We Are Not Like Them(6)
“The glam life of a cop’s wife.”
Jen bites the edge of her bottom lip, a lifelong nervous habit that’s left her with a tiny white scar. “I wish. It’s been hard. The holidays are such a shit time to be a cop. Thanksgiving and Christmas are supposed to be, like, the happiest time of year for most people, but there are way more calls, more domestics, and a lot more suicides. Kevin had to go to one last week—day after Thanksgiving, guy hung himself in the backyard from his daughter’s swing set. So awful, right? He left a note taped to the swings that said he couldn’t fight the demons. It messed Kevin up for days. He doesn’t say anything, but I can tell. It’s too much for the cops… to be the social workers, the therapists…. Anyway, enough about that. God, so depressing. How’s Gigi?”
For as long as Jen has known her, she has called my grandmother by the same nickname my brother, Shaun, and I use, the one I gave Gigi when I was first learning to talk and couldn’t say “Grandma.” Of course, Gigi loves this, since Jen is basically her granddaughter too. I tease her that she loves Jen more than me and vice versa. Ever since the very first day Jenny came to the day care that Gigi ran out of our house, the one she started when she moved in with us after Grandpa died and she retired from thirty years at Bell Atlantic, she took a special shine to Jenny, calling her “my little firecracker.”
I always rib Gigi about this. “But can we trust her, you know, her being white and all?”
To which Gigi responds with the utmost sincerity: “Oh, baby, you know Jenny is different. She isn’t like the rest of them.” It was too funny since I can bet on the number of times people have said that about me.
“I overheard my mom talking to Pastor Price about needing to think about ‘the arrangements’ for Gigi and I got so angry. Like Mom was acting like she was already gone.”
Jen puts her hand on my arm. “Gigi’s a fighter, Rye. She’s still got a lot of life in her.”
“I don’t know…. The dialysis isn’t cutting it anymore, and there’s just not much else the doctors can do.” I pause for a moment, worried I’m going to sound crazy, but then I tell her anyway. “Gigi’s been haunting me. I hear her voice everywhere, Jenny, and it makes me feel like I’m losing my mind.”
“Is she reminding you that nice girls wear pantyhose?” Jen scrunches up her face and cackles, so loudly people look over again. She’s clearly thinking about the time Gigi insisted Jenny borrow a pair of her stockings to wear to church one Sunday after she’d slept over, even though the Hanes Her Way were two shades too brown for Jenny’s pale legs.

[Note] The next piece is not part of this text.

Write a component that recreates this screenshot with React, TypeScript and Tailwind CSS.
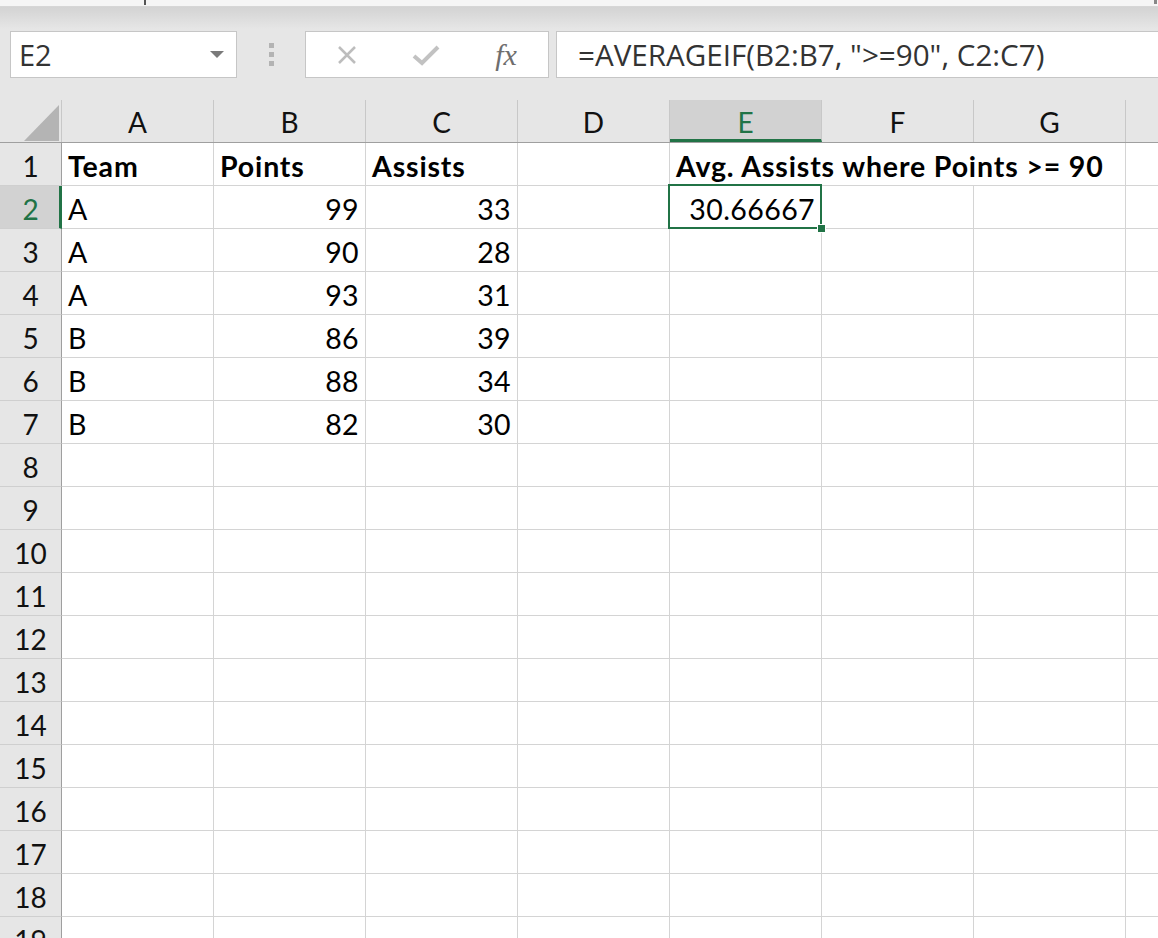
import React from "react";

const COLS = ["A", "B", "C", "D", "E", "F", "G", "H"];

type Cell = { v: string; num?: boolean; bold?: boolean; over?: boolean };

const DATA: Record<number, Cell[]> = {
  1: [
    { v: "Team", bold: true },
    { v: "Points", bold: true },
    { v: "Assists", bold: true },
    { v: "" },
    { v: "Avg. Assists where Points >= 90", bold: true, over: true },
  ],
  2: [{ v: "A" }, { v: "99", num: true }, { v: "33", num: true }, { v: "" }, { v: "30.66667", num: true }],
  3: [{ v: "A" }, { v: "90", num: true }, { v: "28", num: true }],
  4: [{ v: "A" }, { v: "93", num: true }, { v: "31", num: true }],
  5: [{ v: "B" }, { v: "86", num: true }, { v: "39", num: true }],
  6: [{ v: "B" }, { v: "88", num: true }, { v: "34", num: true }],
  7: [{ v: "B" }, { v: "82", num: true }, { v: "30", num: true }],
};

const cellFont = { fontFamily: "Lato, 'Open Sans', sans-serif" };
const uiFont = { fontFamily: "'Open Sans', 'Noto Sans', sans-serif" };

function Toolbar() {
  return (
    <div className="h-[93px] bg-[#e6e6e6] relative">
      <div className="h-[22px] bg-gradient-to-b from-[#d3d3d3] to-[#e6e6e6]" />
      <div className="absolute left-0 right-0 top-[24px] flex items-stretch h-[47px]">
        <div className="ml-[10px] w-[227px] bg-white border border-[#c6c6c6] flex items-center justify-between pl-[8px] pr-[12px]">
          <span className="text-[29px] text-[#333] leading-none" style={uiFont}>
            E2
          </span>
          <svg width="14" height="8" viewBox="0 0 14 8">
            <polygon points="0,0 14,0 7,7" fill="#7a7a7a" />
          </svg>
        </div>
        <div className="w-[68px] flex flex-col items-center justify-center gap-[4px]">
          <div className="w-[5px] h-[5px] bg-[#b3b3b3]" />
          <div className="w-[5px] h-[5px] bg-[#b3b3b3]" />
          <div className="w-[5px] h-[5px] bg-[#b3b3b3]" />
        </div>
        <div className="w-[244px] bg-white border border-[#c6c6c6] flex items-center">
          <div className="w-[80px] flex justify-center pl-[2px]">
            <svg width="22" height="22" viewBox="0 0 22 22">
              <path d="M3 3 L19 19 M19 3 L3 19" stroke="#bdbdbd" strokeWidth="2.5" fill="none" />
            </svg>
          </div>
          <div className="w-[80px] flex justify-center">
            <svg width="28" height="22" viewBox="0 0 28 22">
              <path d="M2 12 L10 19 L26 3" stroke="#c2c2c2" strokeWidth="4" fill="none" />
            </svg>
          </div>
          <div className="w-[80px] flex justify-center">
            <span
              className="italic text-[30px] text-[#6e6e6e] leading-none"
              style={{ fontFamily: "'Liberation Serif', 'DejaVu Serif', serif" }}
            >
              fx
            </span>
          </div>
        </div>
        <div className="ml-[7px] flex-1 bg-white border-y border-l border-[#c6c6c6] flex items-center pl-[21px]">
          <span className="text-[29.6px] text-[#333] leading-none whitespace-nowrap" style={uiFont}>
            =AVERAGEIF(B2:B7, "&gt;=90", C2:C7)
          </span>
        </div>
      </div>
    </div>
  );
}

function HeaderRow() {
  return (
    <div className="flex h-[43px] bg-[#e6e6e6] border-b border-[#9f9f9f]">
      <div className="w-[62px] shrink-0 border-r border-[#c8c8c8] relative">
        <svg className="absolute left-0 top-0" width="61" height="42" viewBox="0 0 61 42">
          <polygon points="24,41 59,41 59,5" fill="#b4b4b4" />
        </svg>
      </div>
      {COLS.map((c) => {
        const sel = c === "E";
        return (
          <div
            key={c}
            className={
              sel
                ? "w-[152px] shrink-0 border-r border-[#c8c8c8] bg-[#d2d2d2] border-b-[3px] border-b-[#217346] flex items-center justify-center pt-[5px]"
                : "w-[152px] shrink-0 border-r border-[#c8c8c8] flex items-center justify-center pt-[2px]"
            }
          >
            {c !== "H" ? (
              <span
                className={sel ? "text-[28px] text-[#217346] leading-none" : "text-[28px] text-[#111] leading-none"}
                style={cellFont}
              >
                {c}
              </span>
            ) : null}
          </div>
        );
      })}
    </div>
  );
}

function Row({ r }: { r: number }) {
  const cells = DATA[r] || [];
  const selRow = r === 2;
  return (
    <div className="flex h-[43px]">
      <div
        className={
          selRow
            ? "w-[62px] shrink-0 bg-[#d2d2d2] border-r-[3px] border-r-[#217346] border-b border-b-[#cfcfcf] flex items-center justify-center pt-[4px] pl-[2px]"
            : "w-[62px] shrink-0 bg-[#e6e6e6] border-r border-r-[#9f9f9f] border-b border-b-[#cfcfcf] flex items-center justify-center pt-[4px]"
        }
      >
        <span
          className={selRow ? "text-[28px] text-[#217346] leading-none" : "text-[28px] text-[#111] leading-none"}
          style={cellFont}
        >
          {r}
        </span>
      </div>
      {COLS.map((c, i) => {
        const cell = cells[i];
        const hideRight = r === 1 && (c === "E" || c === "F");
        const isSel = r === 2 && c === "E";
        const base = hideRight
          ? "w-[152px] shrink-0 border-b border-[#d4d4d4] bg-white flex items-center pt-[4px]"
          : "w-[152px] shrink-0 border-r border-b border-[#d4d4d4] bg-white flex items-center pt-[4px]";
        return (
          <div key={c} className={isSel ? base + " relative" : base}>
            {cell && cell.v ? (
              <span
                className={
                  (cell.num ? "ml-auto pr-[6px] " : "pl-[6px] ") +
                  (cell.bold ? "font-bold tracking-[0.85px] " : "tracking-[0.4px] ") +
                  (cell.over ? "relative z-10 " : "") +
                  "text-[28.5px] text-black leading-none whitespace-nowrap"
                }
                style={cellFont}
              >
                {cell.v}
              </span>
            ) : null}
            {isSel ? (
              <>
                <div className="absolute -left-[2px] -top-[2px] -right-[1px] -bottom-[1px] border-2 border-[#217346] pointer-events-none" />
                <div className="absolute -right-[5px] -bottom-[5px] w-[9px] h-[9px] bg-[#217346] border border-white" />
              </>
            ) : null}
          </div>
        );
      })}
    </div>
  );
}

export default function App() {
  const rows = Array.from({ length: 19 }, (_, i) => i + 1);
  return (
    <div className="w-[1158px] h-[938px] overflow-hidden bg-white">
      <div className="h-[7px] bg-[#f5f5f5] border-b border-[#d6d6d6] relative">
        <div className="absolute left-[144px] top-0 w-[2px] h-[5px] bg-[#555]" />
        <div className="absolute left-[1154px] top-0 w-[3px] h-[4px] bg-[#888]" />
      </div>
      <Toolbar />
      <HeaderRow />
      {rows.map((r) => (
        <Row key={r} r={r} />
      ))}
    </div>
  );
}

“It’s not funny!” I say. “Maybe I’m losing it.”
“Shut your mouth. You’re not crazy. You’re worried about her. You love her. And you got a lot going on.” Jen rubs the knot between my shoulder blades. “I should go see her.”
“Yeah, she’d love that. She was asking about you, and I told her I was seeing you tonight. She’ll want to rub your tummy and tell you the baby’s future. Who they’re gonna marry, when they’ll be elected president…”
“You know because of Gigi I grew up thinking all Black people were psychic.”
“It’s not psychic. It’s the tingles.”
Gigi always claimed that the women in the Wilson family had a touch of the “tingles,” a sense of knowing the future.
I’m about to remind Jen of the time we tried to convince Gigi to let us charge the kids at school for her psychic readings when I see the moment has taken a turn. Jen is staring off into space, brows knitted. “Don’t you wish you really could see the future, Rye? I just want to know everything’s going to be okay. He, she… it’s all going to be okay, right?”
Jenny and I were always making wishes together as kids—for our crushes to notice us, for Juicy sweat suits our parents couldn’t afford, for boobs. She’d offer a fallen eyelash on the tip of her finger and tell me to blow. She would get annoyed when I wouldn’t tell her my wishes, the ones I was too embarrassed about or most wanted to come true; I didn’t want to risk ruining my chances.
I grab Jen’s hand to reassure us both.
“Is this the hormones? A second ago we were toasting to all our dreams coming true. Of course the baby’s fine. Little Bird is healthy and happy and can’t wait to make fun of their mama with me.”
When Jenny first starting calling the baby “Little Bird” after the Philadelphia Eagles mascot, it sounded like the corniest thing I’d ever heard, but over time I’ve decided it’s sort of cute. I even found these adorable onesies on Etsy with baby birds and bought twenty of them that I’m planning to string up at her baby shower. Also, a shirt for her that reads, “Momma Bird.” So I have done something for the shower, even if it was without Cookie’s approval, which I suspect isn’t going to go over too well.
“I’m just freaked out, you know. The closer I get…” Jen stops and looks down at her stomach again. “The scarier it is. There are so many things that can go wrong. You know what I mean?”
I know exactly what she means—the biting fear that everything you’ve worked for can disappear in a second, that you can bust your butt, do everything right, and it won’t matter one bit. I know it all too well.